Set exercise » Pick out the lines below that include the string "this".

-- BEGIN Recorded information --

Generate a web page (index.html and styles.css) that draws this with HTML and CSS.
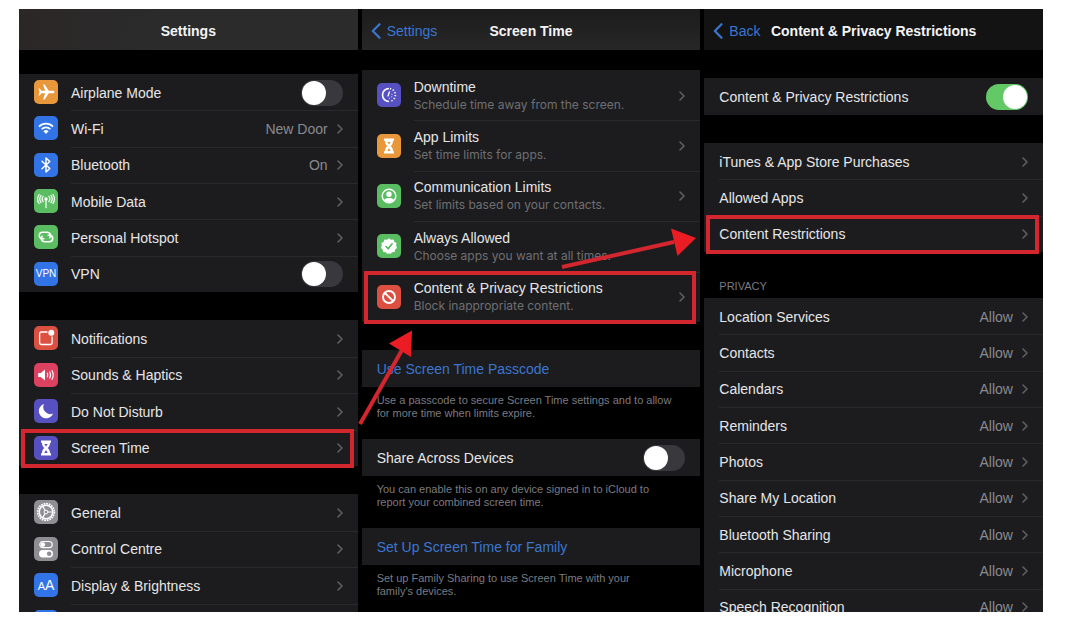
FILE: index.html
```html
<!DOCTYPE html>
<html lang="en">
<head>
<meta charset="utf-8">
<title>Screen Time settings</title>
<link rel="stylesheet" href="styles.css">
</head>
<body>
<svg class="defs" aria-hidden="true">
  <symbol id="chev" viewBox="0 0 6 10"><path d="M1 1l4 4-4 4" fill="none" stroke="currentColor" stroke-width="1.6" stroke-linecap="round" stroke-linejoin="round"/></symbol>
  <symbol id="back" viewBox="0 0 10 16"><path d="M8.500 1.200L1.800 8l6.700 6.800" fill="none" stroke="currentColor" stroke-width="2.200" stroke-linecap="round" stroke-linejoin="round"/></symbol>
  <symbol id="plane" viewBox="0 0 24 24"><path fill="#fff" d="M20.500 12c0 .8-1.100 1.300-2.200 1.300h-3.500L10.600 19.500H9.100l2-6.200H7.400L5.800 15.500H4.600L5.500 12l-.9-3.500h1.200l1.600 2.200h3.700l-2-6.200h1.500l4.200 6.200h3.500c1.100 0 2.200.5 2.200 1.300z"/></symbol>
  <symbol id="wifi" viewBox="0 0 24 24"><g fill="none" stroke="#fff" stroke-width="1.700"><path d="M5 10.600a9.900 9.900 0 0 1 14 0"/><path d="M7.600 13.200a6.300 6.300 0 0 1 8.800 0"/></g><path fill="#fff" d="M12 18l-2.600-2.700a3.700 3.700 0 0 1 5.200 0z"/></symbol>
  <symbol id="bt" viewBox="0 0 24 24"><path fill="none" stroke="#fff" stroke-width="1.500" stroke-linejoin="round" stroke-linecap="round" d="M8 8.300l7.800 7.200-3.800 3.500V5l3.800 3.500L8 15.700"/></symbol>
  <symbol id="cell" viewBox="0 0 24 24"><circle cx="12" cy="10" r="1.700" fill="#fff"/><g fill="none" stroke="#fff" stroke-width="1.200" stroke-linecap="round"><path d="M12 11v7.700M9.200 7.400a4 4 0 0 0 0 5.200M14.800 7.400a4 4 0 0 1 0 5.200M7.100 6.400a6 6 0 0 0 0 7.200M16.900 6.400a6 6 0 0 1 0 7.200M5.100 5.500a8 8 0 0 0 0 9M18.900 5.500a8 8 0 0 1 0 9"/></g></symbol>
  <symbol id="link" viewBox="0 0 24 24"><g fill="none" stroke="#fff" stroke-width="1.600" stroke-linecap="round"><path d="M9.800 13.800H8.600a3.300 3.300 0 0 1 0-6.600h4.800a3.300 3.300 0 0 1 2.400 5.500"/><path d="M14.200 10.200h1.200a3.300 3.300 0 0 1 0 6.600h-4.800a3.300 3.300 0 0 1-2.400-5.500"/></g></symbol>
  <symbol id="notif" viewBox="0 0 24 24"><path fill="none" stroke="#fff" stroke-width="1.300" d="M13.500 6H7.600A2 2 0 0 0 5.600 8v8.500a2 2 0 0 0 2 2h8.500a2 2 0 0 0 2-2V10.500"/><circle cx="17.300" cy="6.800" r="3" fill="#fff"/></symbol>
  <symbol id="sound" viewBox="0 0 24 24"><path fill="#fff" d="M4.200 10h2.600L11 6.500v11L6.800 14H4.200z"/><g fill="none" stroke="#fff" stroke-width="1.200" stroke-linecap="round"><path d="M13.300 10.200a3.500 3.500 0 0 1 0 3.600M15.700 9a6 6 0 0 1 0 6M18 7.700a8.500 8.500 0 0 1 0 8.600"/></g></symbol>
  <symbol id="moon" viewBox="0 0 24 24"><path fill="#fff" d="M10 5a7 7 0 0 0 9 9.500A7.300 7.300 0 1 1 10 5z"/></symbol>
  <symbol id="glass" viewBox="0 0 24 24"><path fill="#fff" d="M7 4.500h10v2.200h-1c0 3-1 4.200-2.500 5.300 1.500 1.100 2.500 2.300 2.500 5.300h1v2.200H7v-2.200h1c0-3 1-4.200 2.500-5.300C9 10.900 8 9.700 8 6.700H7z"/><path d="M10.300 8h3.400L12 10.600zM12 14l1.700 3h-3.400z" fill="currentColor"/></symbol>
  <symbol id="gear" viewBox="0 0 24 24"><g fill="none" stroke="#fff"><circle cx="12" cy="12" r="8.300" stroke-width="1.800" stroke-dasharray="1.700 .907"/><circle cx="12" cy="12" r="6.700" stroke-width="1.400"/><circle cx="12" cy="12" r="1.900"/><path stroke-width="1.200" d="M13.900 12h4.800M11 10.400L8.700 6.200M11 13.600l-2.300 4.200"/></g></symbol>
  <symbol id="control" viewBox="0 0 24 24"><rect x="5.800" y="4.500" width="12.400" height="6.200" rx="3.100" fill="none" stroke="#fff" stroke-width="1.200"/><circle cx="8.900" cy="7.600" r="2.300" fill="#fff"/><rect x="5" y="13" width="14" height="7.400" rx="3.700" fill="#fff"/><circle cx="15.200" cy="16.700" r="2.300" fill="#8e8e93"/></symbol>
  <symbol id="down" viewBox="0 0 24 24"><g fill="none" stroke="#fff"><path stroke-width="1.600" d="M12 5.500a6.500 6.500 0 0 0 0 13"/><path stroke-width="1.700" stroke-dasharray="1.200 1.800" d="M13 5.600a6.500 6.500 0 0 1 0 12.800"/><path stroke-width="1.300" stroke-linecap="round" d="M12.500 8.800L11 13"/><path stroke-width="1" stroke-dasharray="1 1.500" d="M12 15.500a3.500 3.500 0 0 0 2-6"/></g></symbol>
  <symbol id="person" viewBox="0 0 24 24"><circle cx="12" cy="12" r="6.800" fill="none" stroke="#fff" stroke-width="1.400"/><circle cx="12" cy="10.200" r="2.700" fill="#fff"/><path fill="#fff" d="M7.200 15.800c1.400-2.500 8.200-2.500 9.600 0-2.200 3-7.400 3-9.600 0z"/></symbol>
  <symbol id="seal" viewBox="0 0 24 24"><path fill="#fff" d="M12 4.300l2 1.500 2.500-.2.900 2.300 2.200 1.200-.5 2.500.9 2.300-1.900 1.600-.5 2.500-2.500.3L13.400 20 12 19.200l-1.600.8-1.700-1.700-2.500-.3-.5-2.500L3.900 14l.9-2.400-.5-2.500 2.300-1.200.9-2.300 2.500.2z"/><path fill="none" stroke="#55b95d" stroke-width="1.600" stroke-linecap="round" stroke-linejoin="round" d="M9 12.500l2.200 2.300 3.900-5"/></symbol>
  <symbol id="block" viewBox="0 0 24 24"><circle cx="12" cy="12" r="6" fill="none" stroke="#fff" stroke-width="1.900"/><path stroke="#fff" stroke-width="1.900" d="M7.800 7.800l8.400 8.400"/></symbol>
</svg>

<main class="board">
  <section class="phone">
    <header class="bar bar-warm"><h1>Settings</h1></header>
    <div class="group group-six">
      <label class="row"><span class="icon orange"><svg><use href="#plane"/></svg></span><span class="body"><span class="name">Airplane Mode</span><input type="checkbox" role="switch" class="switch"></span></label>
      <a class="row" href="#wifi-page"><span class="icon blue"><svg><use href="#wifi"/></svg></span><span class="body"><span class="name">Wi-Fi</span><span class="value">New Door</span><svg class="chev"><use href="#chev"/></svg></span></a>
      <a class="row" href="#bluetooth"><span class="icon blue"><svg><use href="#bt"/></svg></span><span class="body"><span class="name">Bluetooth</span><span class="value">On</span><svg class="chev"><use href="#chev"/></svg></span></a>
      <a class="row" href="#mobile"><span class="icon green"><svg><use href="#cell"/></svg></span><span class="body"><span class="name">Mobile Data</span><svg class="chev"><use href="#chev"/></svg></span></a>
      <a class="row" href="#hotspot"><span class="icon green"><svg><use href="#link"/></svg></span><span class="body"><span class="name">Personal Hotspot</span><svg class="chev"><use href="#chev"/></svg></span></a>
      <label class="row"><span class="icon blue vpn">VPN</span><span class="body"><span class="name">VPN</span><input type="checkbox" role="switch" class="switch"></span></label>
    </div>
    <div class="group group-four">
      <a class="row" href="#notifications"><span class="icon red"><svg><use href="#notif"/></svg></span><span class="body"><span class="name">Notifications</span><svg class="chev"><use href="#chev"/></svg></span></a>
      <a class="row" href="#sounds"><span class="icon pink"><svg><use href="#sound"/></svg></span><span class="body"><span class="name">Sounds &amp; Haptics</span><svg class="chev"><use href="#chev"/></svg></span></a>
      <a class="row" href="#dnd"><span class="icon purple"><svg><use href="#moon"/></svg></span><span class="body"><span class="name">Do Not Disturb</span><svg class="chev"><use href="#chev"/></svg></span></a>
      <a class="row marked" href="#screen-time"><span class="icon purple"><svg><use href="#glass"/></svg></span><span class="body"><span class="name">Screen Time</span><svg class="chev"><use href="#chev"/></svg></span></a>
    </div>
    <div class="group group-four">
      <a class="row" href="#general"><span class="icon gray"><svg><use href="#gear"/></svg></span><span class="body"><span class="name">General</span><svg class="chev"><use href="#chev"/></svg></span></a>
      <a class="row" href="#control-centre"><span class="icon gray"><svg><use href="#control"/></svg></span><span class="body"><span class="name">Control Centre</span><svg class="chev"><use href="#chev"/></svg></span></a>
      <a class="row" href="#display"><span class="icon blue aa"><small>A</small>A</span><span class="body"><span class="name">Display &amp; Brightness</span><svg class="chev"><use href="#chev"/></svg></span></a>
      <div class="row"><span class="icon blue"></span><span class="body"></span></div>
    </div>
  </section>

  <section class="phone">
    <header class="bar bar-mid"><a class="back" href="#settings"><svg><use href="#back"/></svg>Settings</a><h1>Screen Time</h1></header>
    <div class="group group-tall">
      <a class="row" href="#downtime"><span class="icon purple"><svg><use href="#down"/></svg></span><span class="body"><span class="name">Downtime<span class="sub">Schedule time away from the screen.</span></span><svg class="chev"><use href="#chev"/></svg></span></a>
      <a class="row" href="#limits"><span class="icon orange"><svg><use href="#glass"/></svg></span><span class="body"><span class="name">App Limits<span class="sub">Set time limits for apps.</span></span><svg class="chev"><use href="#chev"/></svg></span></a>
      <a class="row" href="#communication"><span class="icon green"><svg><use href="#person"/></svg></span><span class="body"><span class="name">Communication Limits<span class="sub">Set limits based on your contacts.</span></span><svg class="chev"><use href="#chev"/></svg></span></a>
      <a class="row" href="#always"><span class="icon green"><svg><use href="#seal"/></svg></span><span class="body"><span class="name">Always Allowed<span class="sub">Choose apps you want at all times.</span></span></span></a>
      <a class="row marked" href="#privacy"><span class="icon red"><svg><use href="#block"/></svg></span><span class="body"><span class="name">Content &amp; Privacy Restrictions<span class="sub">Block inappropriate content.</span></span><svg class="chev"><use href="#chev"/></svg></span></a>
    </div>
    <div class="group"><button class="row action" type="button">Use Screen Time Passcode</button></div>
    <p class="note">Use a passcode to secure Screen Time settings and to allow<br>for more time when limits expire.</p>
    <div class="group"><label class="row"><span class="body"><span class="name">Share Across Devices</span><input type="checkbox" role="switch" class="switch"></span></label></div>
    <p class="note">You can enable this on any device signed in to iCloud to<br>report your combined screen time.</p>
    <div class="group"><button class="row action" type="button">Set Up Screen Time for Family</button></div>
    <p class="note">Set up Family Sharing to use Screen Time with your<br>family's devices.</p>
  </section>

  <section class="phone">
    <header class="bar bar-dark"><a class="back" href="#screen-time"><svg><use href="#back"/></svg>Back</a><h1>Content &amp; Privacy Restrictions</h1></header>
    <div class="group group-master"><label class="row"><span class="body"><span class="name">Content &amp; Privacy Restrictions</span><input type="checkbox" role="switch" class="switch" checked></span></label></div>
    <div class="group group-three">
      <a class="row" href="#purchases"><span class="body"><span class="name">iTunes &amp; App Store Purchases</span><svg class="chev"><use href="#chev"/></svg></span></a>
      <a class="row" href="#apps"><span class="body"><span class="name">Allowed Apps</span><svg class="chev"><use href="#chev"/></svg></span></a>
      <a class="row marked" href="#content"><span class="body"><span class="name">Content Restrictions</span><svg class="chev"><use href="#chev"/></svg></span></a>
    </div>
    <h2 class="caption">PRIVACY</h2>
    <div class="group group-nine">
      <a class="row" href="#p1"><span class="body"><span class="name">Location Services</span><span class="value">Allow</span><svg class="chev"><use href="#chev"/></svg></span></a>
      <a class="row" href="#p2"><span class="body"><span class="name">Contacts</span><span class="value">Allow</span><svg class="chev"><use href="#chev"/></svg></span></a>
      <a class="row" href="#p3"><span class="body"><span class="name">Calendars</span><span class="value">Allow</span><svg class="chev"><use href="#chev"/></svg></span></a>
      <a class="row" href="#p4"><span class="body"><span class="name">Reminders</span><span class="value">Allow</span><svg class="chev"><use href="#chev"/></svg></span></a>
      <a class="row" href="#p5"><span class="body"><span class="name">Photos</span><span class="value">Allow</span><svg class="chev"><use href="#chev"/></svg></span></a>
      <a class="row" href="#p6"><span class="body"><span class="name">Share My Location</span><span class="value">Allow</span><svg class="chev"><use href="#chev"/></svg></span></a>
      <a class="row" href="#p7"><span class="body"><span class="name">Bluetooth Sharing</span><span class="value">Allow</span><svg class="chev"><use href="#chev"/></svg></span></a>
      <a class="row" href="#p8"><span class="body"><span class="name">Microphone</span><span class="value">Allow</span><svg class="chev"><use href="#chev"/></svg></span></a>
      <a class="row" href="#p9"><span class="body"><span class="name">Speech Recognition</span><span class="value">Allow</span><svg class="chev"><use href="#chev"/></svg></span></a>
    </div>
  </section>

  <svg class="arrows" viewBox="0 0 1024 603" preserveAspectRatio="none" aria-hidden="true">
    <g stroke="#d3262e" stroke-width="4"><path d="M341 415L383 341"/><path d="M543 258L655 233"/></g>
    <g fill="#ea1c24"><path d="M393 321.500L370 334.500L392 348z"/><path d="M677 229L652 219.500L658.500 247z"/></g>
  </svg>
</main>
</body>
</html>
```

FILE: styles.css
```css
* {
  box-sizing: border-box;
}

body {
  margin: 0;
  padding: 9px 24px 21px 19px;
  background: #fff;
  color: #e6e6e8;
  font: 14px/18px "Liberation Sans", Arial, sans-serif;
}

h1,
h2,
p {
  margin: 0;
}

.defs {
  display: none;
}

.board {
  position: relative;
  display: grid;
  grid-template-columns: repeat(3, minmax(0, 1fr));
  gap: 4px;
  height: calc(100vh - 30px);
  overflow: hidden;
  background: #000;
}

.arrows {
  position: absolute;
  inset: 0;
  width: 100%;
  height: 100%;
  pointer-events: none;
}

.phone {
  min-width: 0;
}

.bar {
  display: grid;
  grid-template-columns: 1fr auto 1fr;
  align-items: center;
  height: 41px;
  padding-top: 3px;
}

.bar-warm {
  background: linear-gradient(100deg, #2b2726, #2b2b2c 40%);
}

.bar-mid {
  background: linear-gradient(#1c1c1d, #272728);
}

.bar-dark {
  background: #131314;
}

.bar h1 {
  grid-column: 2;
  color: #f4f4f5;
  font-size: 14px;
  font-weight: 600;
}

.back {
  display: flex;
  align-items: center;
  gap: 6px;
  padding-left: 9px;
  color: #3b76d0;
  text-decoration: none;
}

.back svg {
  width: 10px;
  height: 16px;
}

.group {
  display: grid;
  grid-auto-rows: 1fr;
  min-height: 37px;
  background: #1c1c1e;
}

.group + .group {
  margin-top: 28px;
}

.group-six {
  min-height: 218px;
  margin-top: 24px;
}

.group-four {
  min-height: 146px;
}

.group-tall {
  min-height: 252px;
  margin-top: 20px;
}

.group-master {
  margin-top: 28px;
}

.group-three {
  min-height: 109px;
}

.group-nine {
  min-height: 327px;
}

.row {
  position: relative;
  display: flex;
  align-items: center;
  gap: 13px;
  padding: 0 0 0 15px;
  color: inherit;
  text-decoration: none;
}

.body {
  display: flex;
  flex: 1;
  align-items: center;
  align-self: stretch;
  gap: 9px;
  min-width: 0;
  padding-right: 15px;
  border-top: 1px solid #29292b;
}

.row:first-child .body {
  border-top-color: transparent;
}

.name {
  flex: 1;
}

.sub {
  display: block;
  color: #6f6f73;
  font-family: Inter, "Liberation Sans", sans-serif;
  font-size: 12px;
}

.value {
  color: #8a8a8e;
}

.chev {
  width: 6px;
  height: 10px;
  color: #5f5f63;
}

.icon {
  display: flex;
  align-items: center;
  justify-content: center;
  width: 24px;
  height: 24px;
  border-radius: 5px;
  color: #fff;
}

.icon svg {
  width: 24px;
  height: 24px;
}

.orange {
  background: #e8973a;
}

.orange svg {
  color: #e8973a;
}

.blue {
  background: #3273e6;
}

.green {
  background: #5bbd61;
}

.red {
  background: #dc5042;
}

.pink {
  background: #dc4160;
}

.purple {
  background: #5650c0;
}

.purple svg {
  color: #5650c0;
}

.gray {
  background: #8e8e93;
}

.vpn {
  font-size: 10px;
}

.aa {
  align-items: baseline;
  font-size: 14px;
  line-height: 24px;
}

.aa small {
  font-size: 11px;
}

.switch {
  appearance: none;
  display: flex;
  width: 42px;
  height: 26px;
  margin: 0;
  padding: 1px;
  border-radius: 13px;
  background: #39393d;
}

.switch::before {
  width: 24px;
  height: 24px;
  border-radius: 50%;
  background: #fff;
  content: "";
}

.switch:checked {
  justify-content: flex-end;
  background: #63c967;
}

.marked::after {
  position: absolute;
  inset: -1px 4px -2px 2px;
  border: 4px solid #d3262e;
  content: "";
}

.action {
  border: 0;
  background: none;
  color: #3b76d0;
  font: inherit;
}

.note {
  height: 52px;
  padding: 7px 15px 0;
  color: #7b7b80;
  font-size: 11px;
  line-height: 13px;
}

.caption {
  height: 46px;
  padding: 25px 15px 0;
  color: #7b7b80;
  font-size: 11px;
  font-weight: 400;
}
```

-- END Recorded information --

Task answer »
Generate a web page (index.html and styles.css) that draws this with HTML and CSS.
    <p class="note">You can enable this on any device signed in to iCloud to<br>report your combined screen time.</p>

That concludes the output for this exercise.